Second, they are investing in investigative efficiency. When incidents do occur, retailers need tools that help teams quickly identify repeated behavior, link related events across locations, and focus resources where they will have the greatest impact. Responsible, retail-purpose-built face-matching technology, used with strong governance and human oversight, is enabling investigators to identify repeat offenders more quickly and with greater confidence, freeing teams to focus on organized activity rather than isolated incidents.

Third, retailers are elevating employee and shopper safety as a core outcome of loss prevention strategy. Theft prevention cannot come at the expense of the customer experience or associate well-being. The right technologies support calm, consistent interventions and reduce the need for staff to engage directly in high-risk situations.

Importantly, these shifts are not about surveillance for its own sake. They are about using technology thoughtfully and responsibly to protect people, products, and profits at the same time.

Technology Is Becoming a Strategic Necessity, Not a Nice-to-Have

What stands out in conversations with retail leaders today is how quickly technology adoption is moving from “optional” to “essential.” Retailers are no longer asking whether they can afford to invest in modern loss prevention technology, they are asking whether they can afford not to.

Solutions that combine real-time prevention with post-event intelligence are delivering measurable ROI, often with payback periods well under a year.

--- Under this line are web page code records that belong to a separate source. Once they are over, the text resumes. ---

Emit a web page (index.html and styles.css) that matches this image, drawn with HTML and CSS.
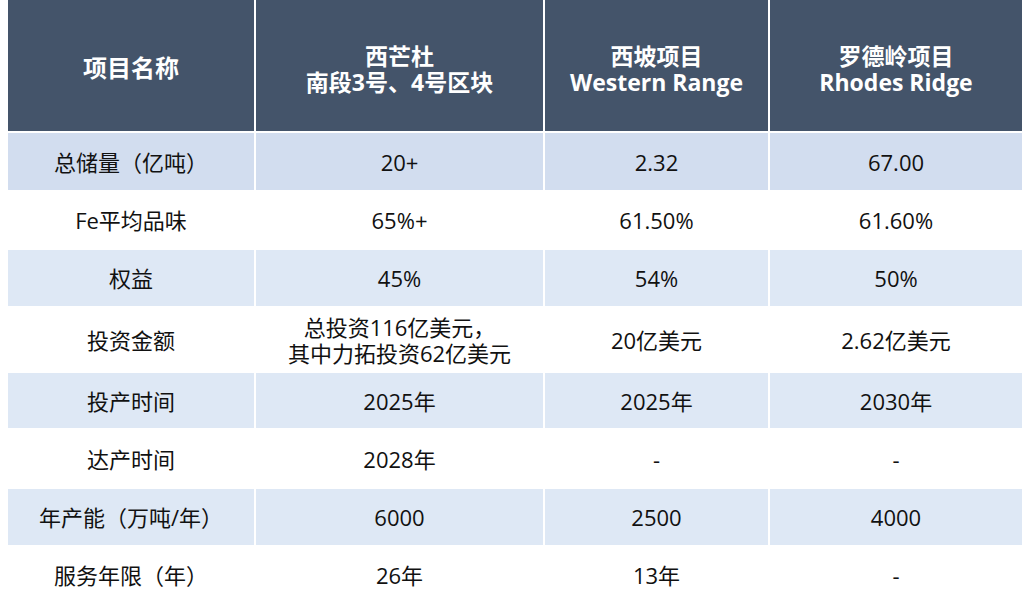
FILE: index.html
```html
<!DOCTYPE html>
<html lang="zh-CN">
<head>
<meta charset="utf-8">
<title>项目对比</title>
<link rel="stylesheet" href="styles.css">
</head>
<body>
<div class="table">
  <div class="cell head head-first">项目名称</div>
  <div class="cell head"><span class="line">西芒杜</span><span class="line">南段3号、4号区块</span></div>
  <div class="cell head"><span class="line">西坡项目</span><span class="line">Western Range</span></div>
  <div class="cell head"><span class="line">罗德岭项目</span><span class="line">Rhodes Ridge</span></div>

  <div class="cell shade1">总储量（亿吨）</div>
  <div class="cell shade1">20+</div>
  <div class="cell shade1">2.32</div>
  <div class="cell shade1">67.00</div>

  <div class="cell">Fe平均品味</div>
  <div class="cell">65%+</div>
  <div class="cell">61.50%</div>
  <div class="cell">61.60%</div>

  <div class="cell shade">权益</div>
  <div class="cell shade">45%</div>
  <div class="cell shade">54%</div>
  <div class="cell shade">50%</div>

  <div class="cell">投资金额</div>
  <div class="cell"><span class="line">总投资116亿美元，</span><span class="line">其中力拓投资62亿美元</span></div>
  <div class="cell">20亿美元</div>
  <div class="cell">2.62亿美元</div>

  <div class="cell shade">投产时间</div>
  <div class="cell shade">2025年</div>
  <div class="cell shade">2025年</div>
  <div class="cell shade">2030年</div>

  <div class="cell">达产时间</div>
  <div class="cell">2028年</div>
  <div class="cell">-</div>
  <div class="cell">-</div>

  <div class="cell shade">年产能（万吨/年）</div>
  <div class="cell shade">6000</div>
  <div class="cell shade">2500</div>
  <div class="cell shade">4000</div>

  <div class="cell">服务年限（年）</div>
  <div class="cell">26年</div>
  <div class="cell">13年</div>
  <div class="cell">-</div>
</div>
</body>
</html>
```

FILE: styles.css
```css
html, body {
  background: #ffffff;
}
body {
  margin: 0 0 0 8px;
  font-family: "Open Sans", "Noto Sans CJK SC", sans-serif;
  color: #111111;
  overflow: hidden;
}
.table {
  width: 1014px;
  display: grid;
  grid-template-columns: 246px 287px 223px 252px;
  grid-template-rows: 131px 57px 56px 56px 63px 55px 57px 56px 56px;
  gap: 2px;
  background: #ffffff;
}
.cell {
  display: flex;
  flex-direction: column;
  align-items: center;
  justify-content: center;
  text-align: center;
  font-size: 22px;
  line-height: 26px;
  background: #ffffff;
  white-space: nowrap;
}
.line {
  display: block;
}
.head {
  background: #44546a;
  color: #ffffff;
  font-weight: 700;
  font-size: 23px;
  line-height: 26px;
  padding-top: 6px;
  box-sizing: border-box;
}
.head-first {
  font-size: 24px;
  padding-top: 4px;
}
.shade1 {
  background: #d2ddef;
}
.shade {
  background: #dee8f5;
}
```
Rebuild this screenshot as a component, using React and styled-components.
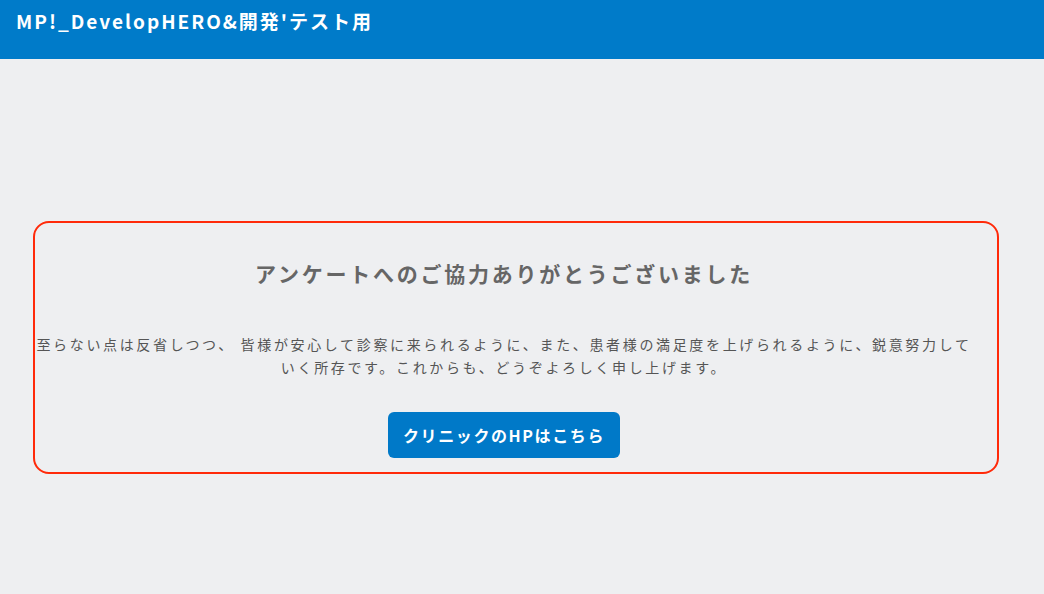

Just as importantly, they provide executives with visibility into patterns of loss that were previously hidden—repeat offenders, store-to-store activity, and operational gaps that invite exploitation.

In 2026, competitive advantage will increasingly belong to retailers who treat loss prevention technology as an enabler of operational excellence, not simply a security expense.

Preparing for What Comes Next

The retail industry has always been resilient. But resilience in 2026 will require a clear-eyed view of risk and a willingness to adapt.

Theft is rising. The tactics are evolving. The consequences, for margins, safety, and brand trust, are too significant to ignore. Retailers who take a proactive, technology-enabled approach will be better positioned not only to reduce shrink, but to create safer stores, support their teams, and protect the shopping experience customers expect.

Those who delay may find that theft is no longer a manageable cost of doing business, but a defining challenge of the year ahead.